[START Provided information]

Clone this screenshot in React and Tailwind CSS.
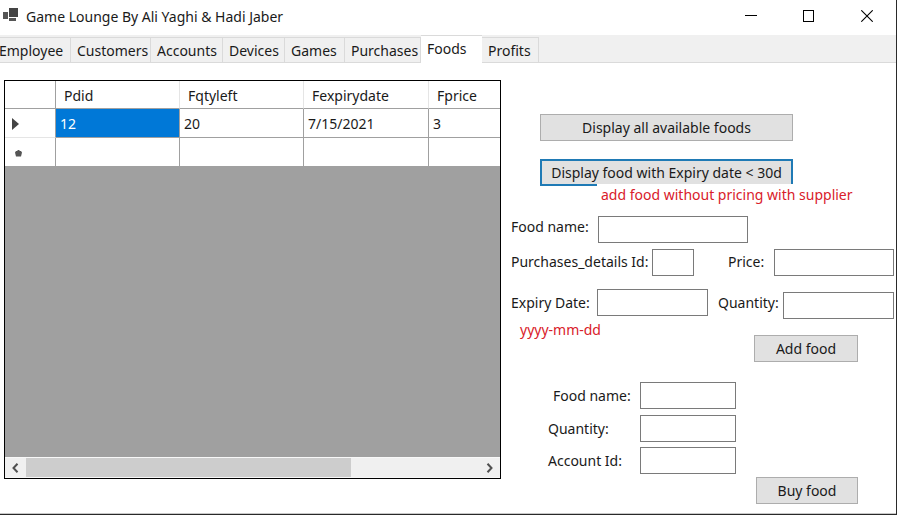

[END Provided information]
[START Provided information]

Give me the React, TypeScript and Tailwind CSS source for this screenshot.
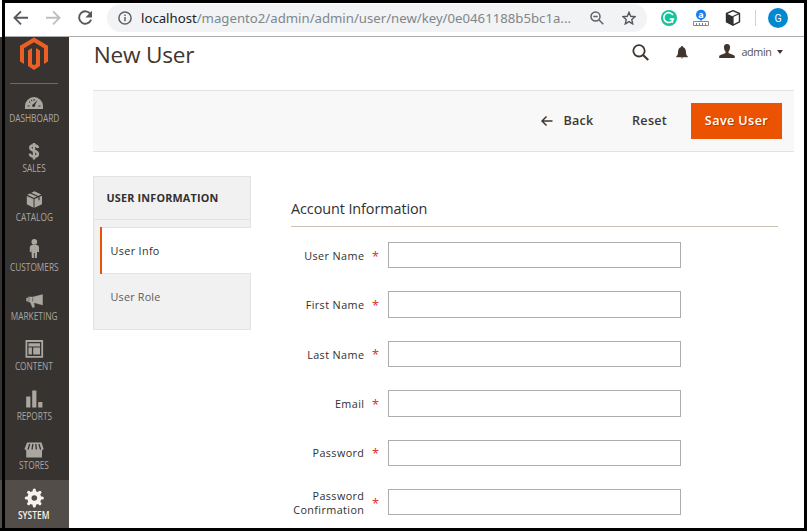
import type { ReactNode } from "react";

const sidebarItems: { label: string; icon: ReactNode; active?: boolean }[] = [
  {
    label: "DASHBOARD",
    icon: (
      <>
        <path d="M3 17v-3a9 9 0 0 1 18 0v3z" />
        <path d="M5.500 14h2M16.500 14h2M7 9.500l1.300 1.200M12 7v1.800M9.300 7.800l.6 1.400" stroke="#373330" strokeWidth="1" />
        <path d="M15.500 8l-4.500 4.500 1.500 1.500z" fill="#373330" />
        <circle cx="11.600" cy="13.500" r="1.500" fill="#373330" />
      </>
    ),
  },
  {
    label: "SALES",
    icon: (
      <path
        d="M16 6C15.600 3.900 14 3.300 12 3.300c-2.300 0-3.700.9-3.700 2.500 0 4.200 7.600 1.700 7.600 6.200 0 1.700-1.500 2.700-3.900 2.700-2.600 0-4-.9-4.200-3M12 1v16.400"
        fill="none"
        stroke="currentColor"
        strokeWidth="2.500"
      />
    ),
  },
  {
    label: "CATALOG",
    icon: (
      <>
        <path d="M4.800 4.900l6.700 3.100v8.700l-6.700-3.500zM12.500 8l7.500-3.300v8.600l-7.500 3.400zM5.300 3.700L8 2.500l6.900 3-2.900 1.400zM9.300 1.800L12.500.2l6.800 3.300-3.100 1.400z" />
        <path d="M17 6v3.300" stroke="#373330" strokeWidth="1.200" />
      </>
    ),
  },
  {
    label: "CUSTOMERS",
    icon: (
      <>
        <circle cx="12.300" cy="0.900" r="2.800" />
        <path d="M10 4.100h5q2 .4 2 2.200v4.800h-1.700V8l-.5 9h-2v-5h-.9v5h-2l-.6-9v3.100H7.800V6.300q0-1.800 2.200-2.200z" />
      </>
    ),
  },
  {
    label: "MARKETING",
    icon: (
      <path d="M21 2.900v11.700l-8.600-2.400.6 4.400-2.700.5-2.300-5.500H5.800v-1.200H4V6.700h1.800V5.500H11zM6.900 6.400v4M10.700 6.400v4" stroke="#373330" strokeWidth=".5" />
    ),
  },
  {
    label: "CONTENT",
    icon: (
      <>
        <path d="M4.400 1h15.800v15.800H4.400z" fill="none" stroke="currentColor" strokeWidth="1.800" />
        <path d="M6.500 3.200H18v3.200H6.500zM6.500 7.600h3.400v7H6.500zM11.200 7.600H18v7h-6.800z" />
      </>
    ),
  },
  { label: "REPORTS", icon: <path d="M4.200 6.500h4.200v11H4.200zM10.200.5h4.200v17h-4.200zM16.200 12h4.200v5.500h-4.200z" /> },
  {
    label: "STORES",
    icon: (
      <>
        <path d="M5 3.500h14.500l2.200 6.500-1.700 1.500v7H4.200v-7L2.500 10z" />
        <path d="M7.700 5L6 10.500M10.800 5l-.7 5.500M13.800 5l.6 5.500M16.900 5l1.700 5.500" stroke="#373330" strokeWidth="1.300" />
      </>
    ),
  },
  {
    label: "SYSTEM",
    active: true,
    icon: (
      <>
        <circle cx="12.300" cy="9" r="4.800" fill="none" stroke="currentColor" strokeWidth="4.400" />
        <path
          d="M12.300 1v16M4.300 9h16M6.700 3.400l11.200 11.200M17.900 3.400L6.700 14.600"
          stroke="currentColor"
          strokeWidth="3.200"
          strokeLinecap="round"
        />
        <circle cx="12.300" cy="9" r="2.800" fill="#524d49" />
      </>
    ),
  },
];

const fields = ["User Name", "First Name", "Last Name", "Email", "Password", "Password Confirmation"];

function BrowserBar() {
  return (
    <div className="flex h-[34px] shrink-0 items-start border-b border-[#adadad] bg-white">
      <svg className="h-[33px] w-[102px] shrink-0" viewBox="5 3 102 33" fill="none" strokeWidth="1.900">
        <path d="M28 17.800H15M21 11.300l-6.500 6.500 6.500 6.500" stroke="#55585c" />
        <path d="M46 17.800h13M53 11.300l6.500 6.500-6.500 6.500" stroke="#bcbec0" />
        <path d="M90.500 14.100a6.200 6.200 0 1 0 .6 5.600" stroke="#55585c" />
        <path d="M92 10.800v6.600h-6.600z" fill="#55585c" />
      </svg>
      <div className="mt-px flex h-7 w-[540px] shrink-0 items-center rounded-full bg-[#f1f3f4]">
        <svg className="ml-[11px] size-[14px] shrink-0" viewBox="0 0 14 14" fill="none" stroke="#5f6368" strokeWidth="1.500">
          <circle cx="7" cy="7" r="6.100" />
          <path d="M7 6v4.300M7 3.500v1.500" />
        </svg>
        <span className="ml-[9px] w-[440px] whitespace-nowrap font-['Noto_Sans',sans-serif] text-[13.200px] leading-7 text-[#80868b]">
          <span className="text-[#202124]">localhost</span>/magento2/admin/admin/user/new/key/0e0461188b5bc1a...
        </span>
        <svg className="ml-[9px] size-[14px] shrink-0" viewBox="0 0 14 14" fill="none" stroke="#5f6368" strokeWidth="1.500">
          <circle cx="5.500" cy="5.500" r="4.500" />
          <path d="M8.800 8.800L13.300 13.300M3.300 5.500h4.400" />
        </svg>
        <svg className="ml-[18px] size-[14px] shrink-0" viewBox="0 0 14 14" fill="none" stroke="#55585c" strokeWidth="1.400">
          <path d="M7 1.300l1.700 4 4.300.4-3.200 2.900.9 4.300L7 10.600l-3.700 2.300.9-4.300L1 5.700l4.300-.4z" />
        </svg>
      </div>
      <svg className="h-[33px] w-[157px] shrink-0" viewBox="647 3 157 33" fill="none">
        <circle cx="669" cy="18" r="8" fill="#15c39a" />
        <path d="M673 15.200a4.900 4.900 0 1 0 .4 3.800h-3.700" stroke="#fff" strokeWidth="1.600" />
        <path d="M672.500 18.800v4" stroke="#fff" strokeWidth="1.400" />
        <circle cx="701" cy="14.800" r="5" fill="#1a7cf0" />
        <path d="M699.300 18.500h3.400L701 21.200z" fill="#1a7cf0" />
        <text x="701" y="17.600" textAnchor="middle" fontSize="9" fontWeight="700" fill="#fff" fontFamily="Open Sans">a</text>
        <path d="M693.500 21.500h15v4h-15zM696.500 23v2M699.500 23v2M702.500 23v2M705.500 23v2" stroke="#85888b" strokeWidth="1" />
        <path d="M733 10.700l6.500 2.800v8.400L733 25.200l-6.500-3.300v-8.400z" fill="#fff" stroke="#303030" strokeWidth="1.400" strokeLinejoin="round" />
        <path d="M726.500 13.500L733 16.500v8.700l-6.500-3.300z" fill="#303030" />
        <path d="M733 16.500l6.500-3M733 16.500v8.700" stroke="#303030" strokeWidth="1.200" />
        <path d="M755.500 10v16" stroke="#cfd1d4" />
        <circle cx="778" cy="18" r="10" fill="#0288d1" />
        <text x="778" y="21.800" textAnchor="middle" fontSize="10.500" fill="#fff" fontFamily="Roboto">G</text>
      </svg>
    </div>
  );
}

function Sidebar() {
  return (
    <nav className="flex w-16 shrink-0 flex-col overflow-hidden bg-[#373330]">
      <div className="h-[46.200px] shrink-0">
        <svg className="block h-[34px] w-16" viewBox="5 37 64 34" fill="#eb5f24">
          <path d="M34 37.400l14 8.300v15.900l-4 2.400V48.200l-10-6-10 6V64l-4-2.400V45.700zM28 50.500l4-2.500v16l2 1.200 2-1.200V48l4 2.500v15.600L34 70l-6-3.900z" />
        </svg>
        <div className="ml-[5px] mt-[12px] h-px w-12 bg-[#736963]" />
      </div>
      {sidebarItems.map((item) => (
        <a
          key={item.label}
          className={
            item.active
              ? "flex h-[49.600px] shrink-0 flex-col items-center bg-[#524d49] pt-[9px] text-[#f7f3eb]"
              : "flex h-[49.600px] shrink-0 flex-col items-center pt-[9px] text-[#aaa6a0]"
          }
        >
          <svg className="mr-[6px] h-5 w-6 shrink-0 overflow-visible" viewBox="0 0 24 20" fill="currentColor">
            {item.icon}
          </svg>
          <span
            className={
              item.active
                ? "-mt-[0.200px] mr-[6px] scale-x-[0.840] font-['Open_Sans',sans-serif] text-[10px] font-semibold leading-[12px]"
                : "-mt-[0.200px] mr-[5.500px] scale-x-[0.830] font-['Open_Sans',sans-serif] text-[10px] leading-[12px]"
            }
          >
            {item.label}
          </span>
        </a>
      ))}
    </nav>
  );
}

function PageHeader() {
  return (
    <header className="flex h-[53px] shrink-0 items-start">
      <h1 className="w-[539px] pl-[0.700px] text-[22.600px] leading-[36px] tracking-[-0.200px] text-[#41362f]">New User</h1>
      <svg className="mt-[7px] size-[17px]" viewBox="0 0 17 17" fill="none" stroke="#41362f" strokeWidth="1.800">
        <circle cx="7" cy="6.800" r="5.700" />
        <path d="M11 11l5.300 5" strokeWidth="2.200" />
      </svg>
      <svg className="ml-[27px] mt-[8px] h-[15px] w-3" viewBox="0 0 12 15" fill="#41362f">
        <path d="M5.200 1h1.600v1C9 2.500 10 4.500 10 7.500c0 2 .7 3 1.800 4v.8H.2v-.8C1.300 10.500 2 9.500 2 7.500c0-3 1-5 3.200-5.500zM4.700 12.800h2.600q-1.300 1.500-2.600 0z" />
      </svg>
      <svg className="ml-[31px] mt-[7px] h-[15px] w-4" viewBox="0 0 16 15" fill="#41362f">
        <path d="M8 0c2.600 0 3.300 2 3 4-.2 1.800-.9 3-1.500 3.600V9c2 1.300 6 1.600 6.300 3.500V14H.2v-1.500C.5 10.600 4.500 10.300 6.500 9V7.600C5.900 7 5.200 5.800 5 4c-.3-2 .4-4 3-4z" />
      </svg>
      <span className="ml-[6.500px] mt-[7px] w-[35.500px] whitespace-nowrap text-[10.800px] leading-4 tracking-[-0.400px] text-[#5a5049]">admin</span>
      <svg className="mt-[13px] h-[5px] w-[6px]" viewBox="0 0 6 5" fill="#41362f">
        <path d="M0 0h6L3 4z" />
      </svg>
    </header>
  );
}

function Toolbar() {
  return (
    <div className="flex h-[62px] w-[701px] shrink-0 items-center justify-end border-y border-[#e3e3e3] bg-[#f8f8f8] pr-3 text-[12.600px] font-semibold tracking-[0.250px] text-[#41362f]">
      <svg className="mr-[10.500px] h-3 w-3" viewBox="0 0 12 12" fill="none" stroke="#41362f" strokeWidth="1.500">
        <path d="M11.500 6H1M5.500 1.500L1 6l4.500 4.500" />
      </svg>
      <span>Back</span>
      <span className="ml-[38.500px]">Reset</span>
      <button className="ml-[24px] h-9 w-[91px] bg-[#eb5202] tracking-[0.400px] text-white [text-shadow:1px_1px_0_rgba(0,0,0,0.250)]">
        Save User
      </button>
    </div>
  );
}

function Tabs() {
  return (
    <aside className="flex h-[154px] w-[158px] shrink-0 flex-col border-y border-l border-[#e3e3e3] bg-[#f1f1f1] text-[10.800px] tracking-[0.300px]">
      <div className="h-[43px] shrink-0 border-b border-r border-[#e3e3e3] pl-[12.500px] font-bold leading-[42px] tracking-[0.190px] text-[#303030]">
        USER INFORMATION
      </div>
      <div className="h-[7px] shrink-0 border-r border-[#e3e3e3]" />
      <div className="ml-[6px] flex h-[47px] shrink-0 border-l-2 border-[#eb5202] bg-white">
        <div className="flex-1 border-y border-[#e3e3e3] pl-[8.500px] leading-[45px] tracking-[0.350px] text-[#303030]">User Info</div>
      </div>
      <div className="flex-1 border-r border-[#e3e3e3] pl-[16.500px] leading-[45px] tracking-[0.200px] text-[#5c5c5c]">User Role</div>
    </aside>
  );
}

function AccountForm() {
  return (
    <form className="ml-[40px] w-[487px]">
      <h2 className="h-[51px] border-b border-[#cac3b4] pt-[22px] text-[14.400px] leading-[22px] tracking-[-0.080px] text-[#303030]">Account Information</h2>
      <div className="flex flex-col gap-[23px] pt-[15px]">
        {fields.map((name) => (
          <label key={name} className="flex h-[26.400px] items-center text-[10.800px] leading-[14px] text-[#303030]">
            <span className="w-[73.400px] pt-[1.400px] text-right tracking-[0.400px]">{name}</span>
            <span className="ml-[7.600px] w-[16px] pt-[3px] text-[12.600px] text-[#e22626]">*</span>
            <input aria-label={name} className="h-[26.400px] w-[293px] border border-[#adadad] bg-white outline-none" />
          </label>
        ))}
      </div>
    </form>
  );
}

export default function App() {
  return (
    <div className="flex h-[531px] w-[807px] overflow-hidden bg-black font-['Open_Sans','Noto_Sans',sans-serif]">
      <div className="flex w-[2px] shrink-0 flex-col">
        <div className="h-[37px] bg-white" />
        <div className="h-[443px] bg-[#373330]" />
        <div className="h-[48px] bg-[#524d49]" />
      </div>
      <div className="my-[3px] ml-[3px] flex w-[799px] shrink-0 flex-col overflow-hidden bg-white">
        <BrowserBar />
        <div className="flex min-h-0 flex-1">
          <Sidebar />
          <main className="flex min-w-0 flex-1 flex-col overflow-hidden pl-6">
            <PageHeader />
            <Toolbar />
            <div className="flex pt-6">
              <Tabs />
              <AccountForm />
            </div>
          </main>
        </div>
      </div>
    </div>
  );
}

[END Provided information]

## Exercise aim
Search the entries for the word "screenshot", then list each line that holds it.

## Result below
Clone this screenshot in React and Tailwind CSS.
Give me the React, TypeScript and Tailwind CSS source for this screenshot.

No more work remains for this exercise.